22. Едва забрезжил день, защитники города высыпали на стены, поля покрылись войсками и засверкали оружием. Сомкнутым строем двигались легионы52, врассыпную шли вспомогательные отряды, стрелами и камнями засыпая стены там, где они были повыше, и устремляясь на приступ в местах, где они небрежно охранялись или обветшали. Сверху, со стен, откуда было легче целиться и удобнее размахнуться, отонианцы метали дроты в отчаянно лезущих на приступ германцев из вспомогательных когорт. По обычаю своих предков, германцы наступали полуголые, потрясая над головой щитами и опьяняя себя боевыми песнопениями53. Легионеры, прикрытые навесами и плетеными крышами, подкапывали стены, насыпали валы, пытались разбить ворота. Преторианцы с грохотом скатывали на них нарочно приготовленные для этой цели огромные тяжелые камни, которые увлекали за собой наступающих, давили и калечили раненых.

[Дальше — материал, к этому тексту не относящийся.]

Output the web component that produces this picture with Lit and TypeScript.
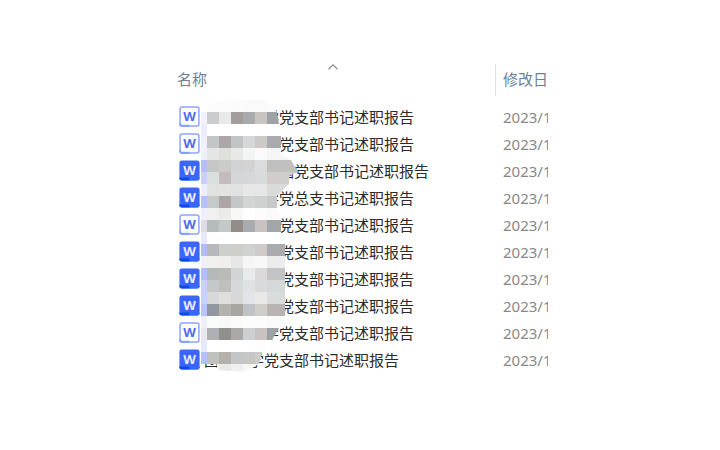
import { LitElement, html, svg, css } from "lit";
import { customElement, property } from "lit/decorators.js";

type FileItem = { name: string; solid: boolean; date: string };

const tail = "党支部书记述职报告";
const files: FileItem[] = [
  { name: "　　　　学" + tail, solid: false, date: "2023/11" },
  { name: "　　　　　" + tail, solid: false, date: "2023/11" },
  { name: "　　　　　园" + tail, solid: true, date: "2023/11" },
  { name: "　　　　学党总支书记述职报告", solid: true, date: "2023/11" },
  { name: "　　　　　" + tail, solid: false, date: "2023/11" },
  { name: "　　　　　" + tail, solid: true, date: "2023/11" },
  { name: "　　　　　" + tail, solid: true, date: "2023/11" },
  { name: "　　　　　" + tail, solid: true, date: "2023/11" },
  { name: "　　　　学" + tail, solid: false, date: "2023/11" },
  { name: "团　　学" + tail, solid: true, date: "2023/11" },
];

// Mosaic tiles: each line is a 12px band, first tile 6px wide, last one runs to the edge.
const tiles = [
  "ffffff fcfcfc fcfcfc fbfbfb fafafa fafafa fbfbfb",
  "f0f1ff cacccd e9eae9 a39d9b a8aaac c9c3c2 a0a3a6",
  "eaedff ffffff ffffff ffffff ffffff ffffff ffffff",
  "f0f0fd c3c6c6 ada6a6 bfc4c4 d5d7d8 cdc9c7 a9abae",
  "f0f0fb e4e6e3 dfdfdc e6e9e6 f3f5f4 fafafa f5f5f5",
  "b5bff2 c6c8c8 cbcbca d1d3d3 d2d4d4 dbdcdc c0c0be",
  "c8d0f8 dcdfdf c4bcbc d4d6d7 d4d8d8 d8dbdb d0cdca",
  "eceefc e0e2e0 e3e3e0 dfe2e1 e6e8e8 e5e7e7 d9dbdb",
  "b4c0f6 c5c9ca aea5a6 c3c7c8 d3d5d5 cfd0d0 c8c8c8",
  "f0f0fd f0f1ee ebebe8 f8f9f6 ffffff fcfcfc fafafa",
  "e0dbe8 b5bbbd c4c8c7 938c89 a9abae c8c2c1 a3a6a8",
  "e6e9ff ffffff ffffff ffffff ffffff ffffff ffffff",
  "b4bcf5 b5b9bb cdcfcb cfcfca d0d1d1 d0cac8 a9abae",
  "f0f0fb f0f1ef f0efed e5e8e7 f6f6f6 f8f8f8 ececec",
  "b3bdf8 b5b9ba bbbbb6 d2d5d6 e8eaeb dcd9d8 c1c3c5",
  "cad1fa c4c8ca c0c0ba d6d9d9 dfe1e3 d9dadc d5d8d8",
  "c8d1fa d5d9d8 dfdeda d7d9d9 e1e4e8 ebe9e6 dadcdc",
  "b8c4fb 92979f b4b2af a7a6a3 c0c3c6 d1cdca b9b4b3",
  "f0f0fb fafafa f8f8f8 fafafa fcfcfc fcfcfc fafafa",
  "e9e8f0 aeb0b3 918f8c aaa9a7 cdd0d2 c8c2c0 9da1a3",
  "e6e9ff ffffff ffffff ffffff ffffff fdfdfd ffffff",
  "b4c0fa c0c0be b4b0ac c3c6c7 c6c6c6 cbcbca c4c4c4",
  "ffffff ffffff e8e9e8 f0f0ef f7f7f7 fdfdfd ffffff",
].map((line) => line.split(" "));

@customElement("doc-icon")
export class DocIcon extends LitElement {
  @property({ type: Boolean }) solid = false;

  static styles = css`
    :host { display: block; width: 21px; height: 21px; }
    svg { display: block; }
    .letter { font: bold 13px "Noto Sans", sans-serif; text-anchor: middle; }
  `;

  render() {
    return html`<svg width="21" height="21" viewBox="0 0 21 21" aria-hidden="true">
      ${this.solid
        ? svg`<rect x="0.4" y="0.4" width="20.2" height="20.2" rx="2.4" fill="#3c66fb"/>
            <path d="M.4 17.6H10.5V20.6H2.8A2.4 2.4 0 0 1 .4 18.2z" fill="#0c4be6"/>
            <path d="M10.5 17.6H20.6V18.2A2.4 2.4 0 0 1 18.2 20.6H10.5z" fill="#2f6cff"/>`
        : svg`<rect x="1.1" y="1.1" width="18.8" height="18.8" rx="2" fill="#fff" stroke="#8fa4ff" stroke-width="1.5"/>
            <path d="M2 18.2H10.5" stroke="#dbe2ff" stroke-width="1"/>
            <path d="M1.1 17V18Q1.1 19.9 3 19.9H10.5" fill="none" stroke="#7c97ff" stroke-width="1.5"/>`}
      <text class="letter" x="10.5" y="15" fill=${this.solid ? "#e9eeff" : "#4c6cf0"}>W</text>
    </svg>`;
  }
}

@customElement("app-root")
export class AppRoot extends LitElement {
  static styles = css`
    :host {
      display: block;
      min-height: 100vh;
      background: #fff;
      font: 15px/27px "Noto Sans", "Noto Sans CJK SC", sans-serif;
      color: #2b2b2b;
    }
    .pane { padding: 64px 172px 64px 177px; }
    .list { position: relative; }
    table { width: 100%; border-collapse: collapse; table-layout: fixed; }
    th, td { padding: 0; text-align: left; font-weight: normal; white-space: pre; overflow: hidden; }
    .date-col { width: 53px; }
    .head { height: 40px; vertical-align: top; color: #6d7f98; }
    .label { display: block; height: 32px; line-height: 30px; }
    .name-head { position: relative; }
    .sort { position: absolute; left: 150px; top: 0; }
    .date-head .label { border-left: 1px solid #e2e4e8; padding-left: 7px; }
    td { height: 27px; }
    .file { display: flex; align-items: center; gap: 4px; height: 27px; padding-left: 2px; }
    .file doc-icon { margin-bottom: 2px; flex: none; }
    .date { padding-left: 8px; color: #888; }
    .mosaic { position: absolute; left: 24px; top: 36px; }
  `;

  private renderMosaic() {
    return html`<svg class="mosaic" width="97" height="276" viewBox="0 0 97 276" shape-rendering="crispEdges" aria-hidden="true">
      <defs>
        <clipPath id="brush">
          <path d="M0 8 12 3 30 0H66L76 12 78 24 80 36V55L90 60 97 72 88 76V84L76 96V108L80 120V144H84V228H78L71 240 70 252H61L58 264 42 272 16 270V264H0z"/>
        </clipPath>
      </defs>
      <g clip-path="url(#brush)">
        ${tiles.map((band, r) =>
          band.map((c, i) => svg`<rect x=${i ? i * 12 - 6 : 0} y=${r * 12} width=${i === 0 ? 6 : i === 6 ? 31 : 12} height="12" fill=${"#" + c}/>`)
        )}
      </g>
    </svg>`;
  }

  render() {
    return html`<main class="pane">
      <div class="list">
        <table>
          <colgroup><col /><col class="date-col" /></colgroup>
          <thead>
            <tr>
              <th class="head name-head" scope="col" aria-sort="ascending"><span class="label">名称</span><svg class="sort" width="12" height="6" viewBox="0 0 12 6" aria-hidden="true"><path d="M1.5 5.2 6 .9 10.5 5.2" fill="none" stroke="#8a8a8a" stroke-width="1.2"/></svg></th>
              <th class="head date-head" scope="col"><span class="label">修改日期</span></th>
            </tr>
          </thead>
          <tbody>
            ${files.map((f) => html`<tr>
              <td><div class="file"><doc-icon ?solid=${f.solid}></doc-icon><span>${f.name}</span></div></td>
              <td class="date">${f.date}</td>
            </tr>`)}
          </tbody>
        </table>
        ${this.renderMosaic()}
      </div>
    </main>`;
  }
}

Вителлианцы дрогнули, число убитых стало еще больше, град камней, дротов и стрел со стен усилился, и, наконец, вителлианцы стали отходить, навсегда расставаясь со славой, сопутствовавшей дотоле партии Вителлия. Снедаемый стыдом из-за столь безрассудно начатой осады, Цецина решил покинуть лагеря, где все смеялось над ним и напоминало о его пустом тщеславии, вновь перейти Пад и попытать свои силы под Кремоной54. Цецина уже уходил, когда к нему присоединились Туруллий Цериал, со множеством солдат морской пехоты, и небольшое число конников во главе с Юлием Бригантиком. Бригантик был префект кавалерии, родом из Батавии, а Цериал - примипилярий, служивший в свое время центурионом в Германии и потому знавший Цецину.